What to work on: Pull out every line with the word "components".

- - - - - - -

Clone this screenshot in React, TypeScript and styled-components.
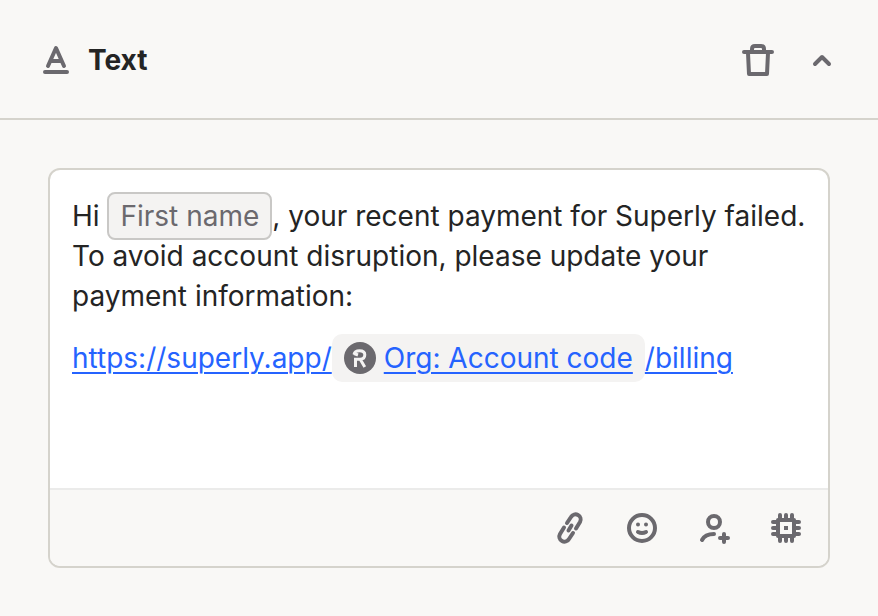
import React from "react";
import styled, { createGlobalStyle } from "styled-components";

const ink = "#242424";
const muted = "#6b696e";
const line = "#d5d3cc";
const surface = "#f9f8f6";

const GlobalStyle = createGlobalStyle`
  *, *::before, *::after { box-sizing: border-box; }
  body {
    margin: 0;
    background: ${surface};
    color: ${ink};
    font-family: Inter, "Liberation Sans", sans-serif;
  }
`;

const Panel = styled.section`
  min-height: 100vh;
`;

const Header = styled.header`
  display: flex;
  align-items: center;
  justify-content: space-between;
  height: 120px;
  padding: 2px 40px 0;
  border-bottom: 2px solid ${line};
`;

const Heading = styled.div`
  display: flex;
  align-items: center;
  gap: 16px;
`;

const Title = styled.h2`
  margin: 0;
  font-size: 28px;
  line-height: 40px;
  font-weight: 700;
`;

const Actions = styled.div`
  display: flex;
  align-items: center;
  gap: 32px;
`;

const IconButton = styled.button`
  display: flex;
  padding: 0;
  border: 0;
  background: none;
  color: ${muted};
  cursor: pointer;
`;

const IconSvg = styled.svg<{ $size: number }>`
  display: block;
  width: ${(p) => p.$size}px;
  height: ${(p) => p.$size}px;
  fill: none;
  stroke: ${muted};
  stroke-width: 4px;
  stroke-linecap: round;
  stroke-linejoin: round;
`;

const Body = styled.div`
  padding: 48px;
`;

const Editor = styled.div`
  overflow: hidden;
  border: 2px solid ${line};
  border-radius: 12px;
  background: #fff;
`;

const Content = styled.div`
  min-height: 318px;
  padding: 26px 22px;
  font-size: 28px;
  line-height: 40px;
  outline: none;
`;

const Paragraph = styled.p`
  margin: 0 0 22px;
`;

const FieldToken = styled.span`
  display: inline-block;
  height: 48px;
  margin: -4px 0;
  padding: 0 11px;
  border: 2px solid #c9c8c6;
  border-radius: 8px;
  background: #f4f3f2;
  color: ${muted};
  line-height: 44px;
`;

const Link = styled.a`
  color: #2563ff;
  text-decoration: underline;
  text-decoration-thickness: 2px;
  text-underline-offset: 4px;
`;

const LinkRow = styled.p`
  display: flex;
  align-items: center;
  margin: 0;
  white-space: nowrap;
`;

const CodeToken = styled.span`
  display: flex;
  align-items: center;
  gap: 8px;
  height: 48px;
  margin: -4px 0;
  padding: 0 12px;
  border-radius: 10px;
  background: #f4f3f2;
`;

const Logo = styled.svg`
  display: block;
  width: 32px;
  height: 32px;
`;

const Toolbar = styled.div`
  display: flex;
  align-items: center;
  justify-content: flex-end;
  gap: 32px;
  height: 78px;
  padding: 0 22px;
  border-top: 2px solid #ebebea;
  background: ${surface};
`;

function Icon({ size = 40, children }: { size?: number; children: React.ReactNode }) {
  return (
    <IconSvg $size={size} viewBox={`0 0 ${size} ${size}`} aria-hidden="true">
      {children}
    </IconSvg>
  );
}

function RecurlyLogo() {
  return (
    <Logo viewBox="0 0 32 32" aria-hidden="true">
      <circle cx="16" cy="16" r="16" fill={muted} />
      <path
        d="M10 12.500C10.500 10 12.500 8.800 15.500 8.800C19.200 8.800 20.800 10.200 20.800 12.800C20.800 15.500 19 17.200 16 17.200H11.500V25M16.200 17.200L20.800 25M10 11.500L14 13"
        fill="none"
        stroke="#f4f3f2"
        strokeWidth="3"
      />
    </Logo>
  );
}

export default function App() {
  return (
    <>
      <GlobalStyle />
      <Panel>
        <Header>
          <Heading>
            <Icon size={32}>
              <path d="M8 22L16 4L24 22M11 17H21M5 28H27" />
            </Icon>
            <Title>Text</Title>
          </Heading>
          <Actions>
            <IconButton type="button" aria-label="Delete">
              <Icon size={32}>
                <path d="M2 8H30M10 8V5Q10 2 13 2H19Q22 2 22 5V8M6 9L7 30H25L26 9" />
              </Icon>
            </IconButton>
            <IconButton type="button" aria-label="Collapse">
              <Icon size={32}>
                <path d="M9 20L16 13L23 20" />
              </Icon>
            </IconButton>
          </Actions>
        </Header>
        <Body>
          <Editor>
            <Content
              role="textbox"
              aria-multiline="true"
              aria-label="Message"
              contentEditable
              suppressContentEditableWarning
              spellCheck={false}
            >
              <Paragraph>
                Hi <FieldToken>First name</FieldToken>, your recent payment for Superly failed. To avoid
                account disruption, please update your payment information:
              </Paragraph>
              <LinkRow>
                <Link href="#billing">https://superly.app/</Link>
                <CodeToken>
                  <RecurlyLogo />
                  <Link href="#billing">Org: Account code</Link>
                </CodeToken>
                <Link href="#billing">/billing</Link>
              </LinkRow>
            </Content>
            <Toolbar>
              <IconButton type="button" aria-label="Insert link">
                <Icon>
                  <path d="M17 15L21 9A5 5 0 0 1 30 14L26 20.500M23 25L19 31A5 5 0 0 1 10 26L14 19.500M18.500 22.500L21.500 17.500" />
                </Icon>
              </IconButton>
              <IconButton type="button" aria-label="Insert emoji">
                <Icon>
                  <circle cx="20" cy="20" r="13" />
                  <path d="M16 24Q20 26 24 24" />
                  <path d="M16 16.500V16.500M24 16.500V16.500" />
                </Icon>
              </IconButton>
              <IconButton type="button" aria-label="Insert personal field">
                <Icon>
                  <circle cx="20" cy="14" r="6" />
                  <path d="M8 32Q11 26 20 26M30 26V34M26 30H34" />
                </Icon>
              </IconButton>
              <IconButton type="button" aria-label="Insert custom attribute">
                <Icon>
                  <rect x="12" y="12" width="16" height="16" />
                  <path d="M14 11V7M20 11V7M26 11V7M14 29V33M20 29V33M26 29V33M11 14H7M11 20H7M11 26H7M29 14H33M29 20H33M29 26H33" />
                  <rect x="18" y="18" width="4" height="4" fill={muted} stroke="none" />
                </Icon>
              </IconButton>
            </Toolbar>
          </Editor>
        </Body>
      </Panel>
    </>
  );
}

- - - - - - -

Written response:
Clone this screenshot in React, TypeScript and styled-components.
import styled, { createGlobalStyle } from "styled-components";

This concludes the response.